Saturday 1 November 2014

A WDD with a difference

World Disabulity Day is apparently `observed' on December 3rd every year. This `observation' can be done in one of at least two ways:

(i) you could reserve one particular date on the calendar on which date, every year, you announce to the world that `some of your best friends are freaks' and on which date you will tell the whole world that everybody must be kind to freaks and strive to fill the world with `freak lovers'; or

(ii) you could tell yourself (and the world) that it is idotic to define some specific way somebody is different as `freakishness', realise that everybody is a `freak' in some way, and that the intelligent way to make the world a better place to live in is to revel in the existence of differences between us, and to strive for the ideal of `universal design' whose inclusive nature made no concessions for a design which singles out certain `freaks' for not being able to use that which has been designed in an inconsiderate and unthinking manner. (For instance, having a restaurant which can only be reached by climbing a flight of `only three' steps from road-level is a perfact instance of exclusive design which disallows clients who need to use a wheelchair.)

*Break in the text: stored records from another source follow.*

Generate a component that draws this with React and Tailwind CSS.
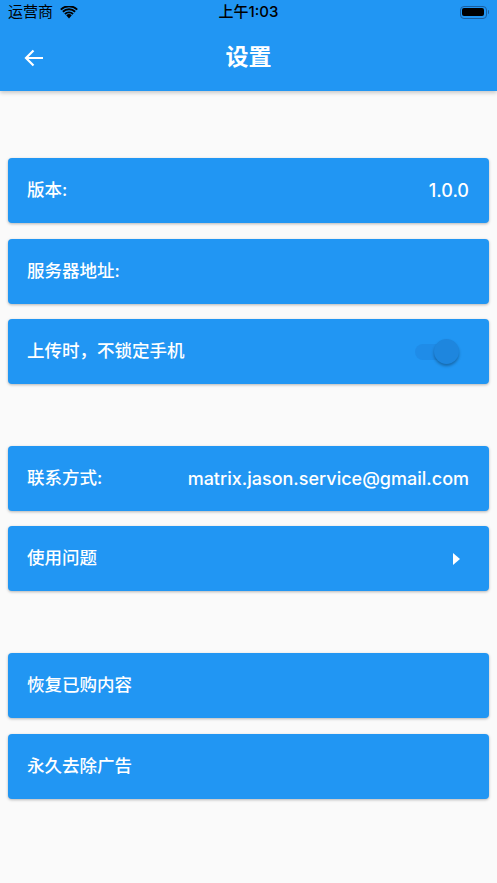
import React from "react";

const FONT = { fontFamily: 'Inter, "Noto Sans CJK SC", sans-serif' };

function StatusBar() {
  return (
    <div className="relative flex h-6 items-center px-2 text-[15px] text-black">
      <div className="flex items-center gap-[7px]">
        <span>运营商</span>
        <svg width="18" height="13" viewBox="0 0 18 13">
          <path d="M9 12.5 L6.2 9.3 A4 4 0 0 1 11.8 9.3 Z" fill="black" />
          <path d="M4.3 7.3 A6.8 6.8 0 0 1 13.7 7.3 L12.4 8.7 A4.9 4.9 0 0 0 5.6 8.7 Z" fill="black" />
          <path d="M2.2 5.1 A9.8 9.8 0 0 1 15.8 5.1 L14.5 6.5 A7.9 7.9 0 0 0 3.5 6.5 Z" fill="black" />
          <path d="M0.1 2.9 A12.8 12.8 0 0 1 17.9 2.9 L16.6 4.3 A10.9 10.9 0 0 0 1.4 4.3 Z" fill="black" />
        </svg>
      </div>
      <span className="absolute left-1/2 -translate-x-1/2 font-medium">上午1:03</span>
      <div className="ml-auto flex items-center">
        <div className="flex h-[13px] w-[27px] items-center rounded-[4px] border border-[#1a5fa0] p-[1.5px]">
          <div className="h-full w-full rounded-[2px] bg-black" />
        </div>
        <div className="ml-[1px] h-[4px] w-[1.5px] rounded-r bg-[#1a5fa0]" />
      </div>
    </div>
  );
}

function Card({ children }) {
  return (
    <div className="mx-2 flex h-[65px] items-center rounded-[4px] bg-[#2196f3] pl-[19px] pr-[20px] text-[17.5px] font-medium text-white shadow-[0_1px_3px_rgba(0,0,0,0.28)]">
      {children}
    </div>
  );
}

function Toggle() {
  return (
    <div className="relative mr-[10px] flex h-[25px] w-[44px] items-center">
      <div className="h-[16px] w-[34px] rounded-full bg-[#1f8ce8]" />
      <div className="absolute right-0 top-0 h-[25px] w-[25px] rounded-full bg-[#1e86de] shadow-[0_2px_3px_rgba(0,0,0,0.3)]" />
    </div>
  );
}

export default function App() {
  return (
    <div className="min-h-[883px] bg-[#fafafa]" style={FONT}>
      <div className="bg-[#2196f3] shadow-[0_2px_4px_rgba(0,0,0,0.2)]">
        <StatusBar />
        <div className="relative flex h-[67px] items-center">
          <svg className="ml-6" width="20" height="18" viewBox="0 0 20 18">
            <path d="M19 9 H2 M9.5 1.5 L2 9 L9.5 16.5" stroke="white" strokeWidth="2.2" fill="none" />
          </svg>
          <span className="absolute left-1/2 -translate-x-1/2 text-[23px] font-semibold text-white">设置</span>
        </div>
      </div>

      <div className="flex flex-col gap-[15.5px] pt-[67px]">
        <Card>
          <span>版本:</span>
          <span className="ml-auto text-[18px]">1.0.0</span>
        </Card>
        <Card>
          <span>服务器地址:</span>
        </Card>
        <Card>
          <span>上传时，不锁定手机</span>
          <div className="ml-auto">
            <Toggle />
          </div>
        </Card>
      </div>

      <div className="flex flex-col gap-[15.5px] pt-[61.5px]">
        <Card>
          <span>联系方式:</span>
          <span className="ml-auto text-[18px]">matrix.jason.service@gmail.com</span>
        </Card>
        <Card>
          <span>使用问题</span>
          <svg className="ml-auto mr-[9px]" width="7" height="12" viewBox="0 0 7 12">
            <path d="M0 0 L7 6 L0 12 Z" fill="white" />
          </svg>
        </Card>
      </div>

      <div className="flex flex-col gap-[15.5px] pt-[62px]">
        <Card>
          <span>恢复已购内容</span>
        </Card>
        <Card>
          <span>永久去除广告</span>
        </Card>
      </div>
    </div>
  );
}
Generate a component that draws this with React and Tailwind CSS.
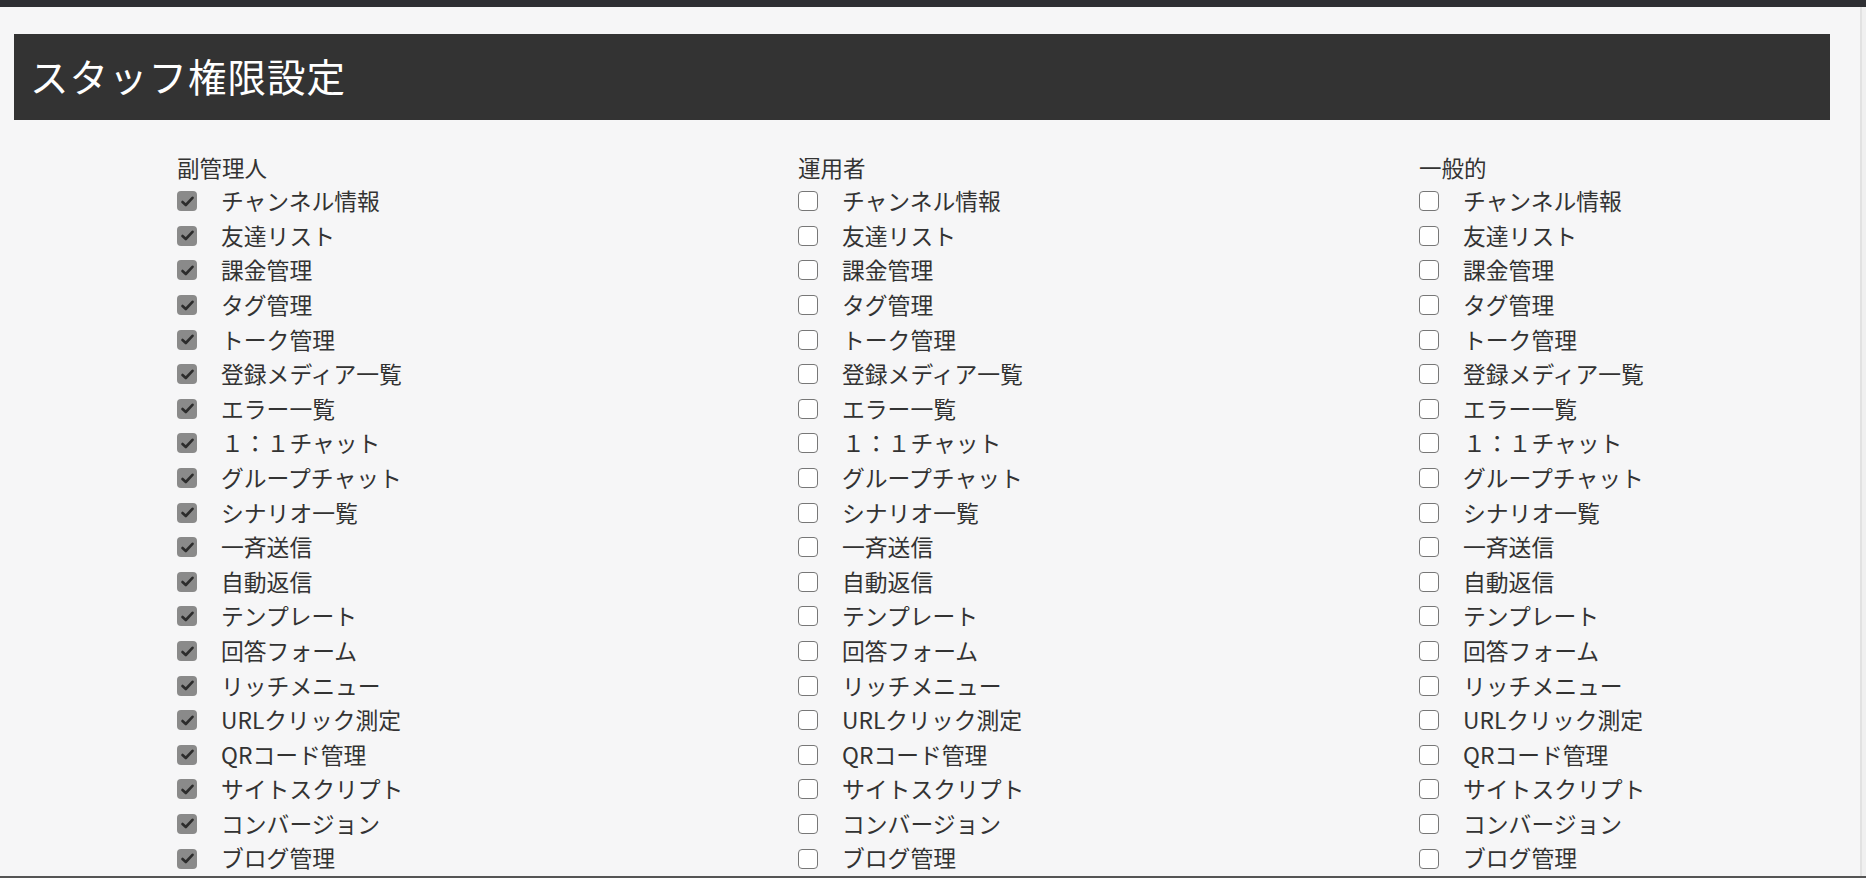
import React from 'react';

const items = [
    'チャンネル情報', '友達リスト', '課金管理', 'タグ管理', 'トーク管理', '登録メディア一覧',
    'エラー一覧', '１：１チャット', 'グループチャット', 'シナリオ一覧', '一斉送信', '自動返信',
    'テンプレート', '回答フォーム', 'リッチメニュー', 'URLクリック測定', 'QRコード管理',
    'サイトスクリプト', 'コンバージョン', 'ブログ管理',
];

const roles = [
    { id: 'sub', label: '副管理人', checked: true },
    { id: 'op', label: '運用者', checked: false },
    { id: 'gen', label: '一般的', checked: false },
];

const Box = ({ checked }) => (
    checked ? (
        <span className="w-[20px] h-[20px] rounded-[4px] bg-[#8a8a8a] flex items-center justify-center shrink-0">
            <svg width="13" height="11" viewBox="0 0 13 11" fill="none">
                <path d="M1.5 6 L4.8 9 L11.5 1.8" stroke="#2c2c2c" strokeWidth="2.6" strokeLinecap="round" strokeLinejoin="round" />
            </svg>
        </span>
    ) : (
        <span className="w-[20px] h-[20px] rounded-[4px] bg-white border-[1.5px] border-[#777] shrink-0" />
    )
);

const Column = ({ role }) => (
    <div className="flex flex-col">
        <div className="h-[33px] flex items-center text-[22.5px]">{role.label}</div>
        {items.map((item) => (
            <div key={item} className="h-[34.6px] flex items-center">
                <Box checked={role.checked} />
                <span className="ml-[24px] text-[22.8px] whitespace-nowrap">{item}</span>
            </div>
        ))}
    </div>
);

export default function App() {
    return (
        <div
            className="h-[878px] w-full overflow-hidden bg-[#f6f6f7] text-[#333] flex flex-col relative"
            style={{ fontFamily: '"Noto Sans CJK JP", "Noto Sans", sans-serif' }}
        >
            <div className="h-[7px] bg-[#2e2f33] shrink-0" />
            <div className="flex-1 flex min-h-0">
                <div className="flex-1 min-w-0 pl-[14px] pt-[27px]">
                    <div className="w-[1816px] h-[86px] bg-[#333] flex items-center pl-[16px] pb-[4px]">
                        <h1 className="text-[38.5px] text-white leading-none tracking-[1px]">スタッフ権限設定</h1>
                    </div>
                    <div className="grid grid-cols-[621px_621px_1fr] pl-[163px] pt-[31px]">
                        {roles.map((role) => (
                            <Column key={role.id} role={role} />
                        ))}
                    </div>
                </div>
                <div className="w-[6px] shrink-0 border-l-2 border-[#e2e2e2] bg-[#f0f0f0]" />
            </div>
            <div className="absolute left-0 right-0 bottom-0 h-[2px] bg-[#555]" />
        </div>
    );
}
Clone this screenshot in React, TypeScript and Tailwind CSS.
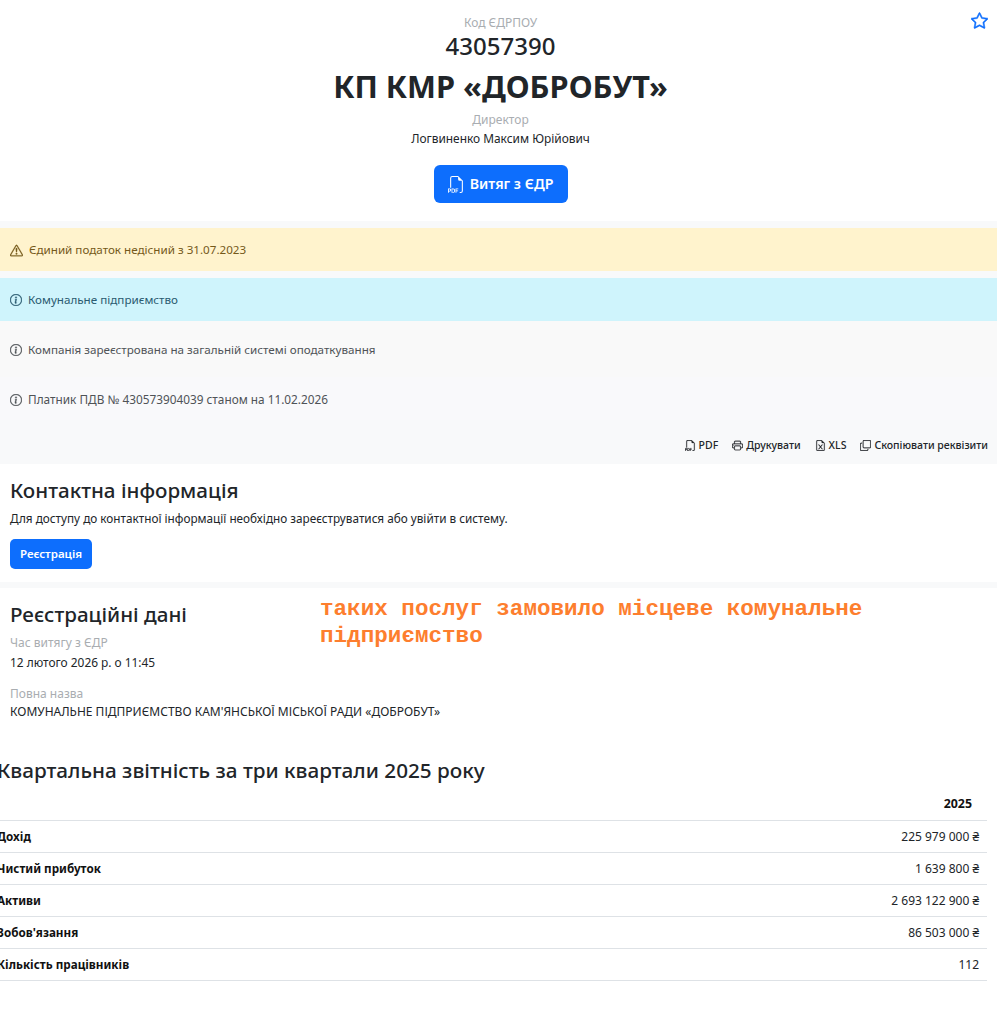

And there was this e-discussion between some people in my group (calling itself the DRA - short for Disability Rights Alliance) on how to utilise the forthcoming `World Disability Day' to clarify the distinction between the two perceptions/attitudes in (i) and (ii) above, when the following brilliant suggesstion came up: `gherao vehicles parked in such a way as to render pavements inaccessible'. (The freaky non-Indian reader of this piece should seek a `normal' Indian's aid in understanding what `gherao' means.)

(Thanks are due to my former student Madhushree for capturing the essence of my glee at the prospect in this cartoon she whipped up in a couple of days.)

This suggestion was just after my heart. Fortunately, enough members of DRA were happy with the idea of doing `something' about accessible pavements. In addition to several wheelchairs parked - preferably with occupants - encircling a motorcycle  or car parked across a pavement, I have fond hopes of executing one of my pet dreams (born in a freaky disabled mathemtician's mind, naturally) of parking my wheelchair right in the way of people trying to access a flight of steps - leading to a store or the ATM of some bank or any commercial place, with a `simple mathematical problem' (which would be totally incomprehensible to one without some mathematical training, but would be as simple for me as climbing those three steps would be for them) which people would have to solve before I would move my wheelchair out of their way, and pointing out that freaks ill-equipped to solve the problem unfortunately had no place in my world.

I await December 3rd with ghoulish desire - to see people's reaction to this world with roles reversed.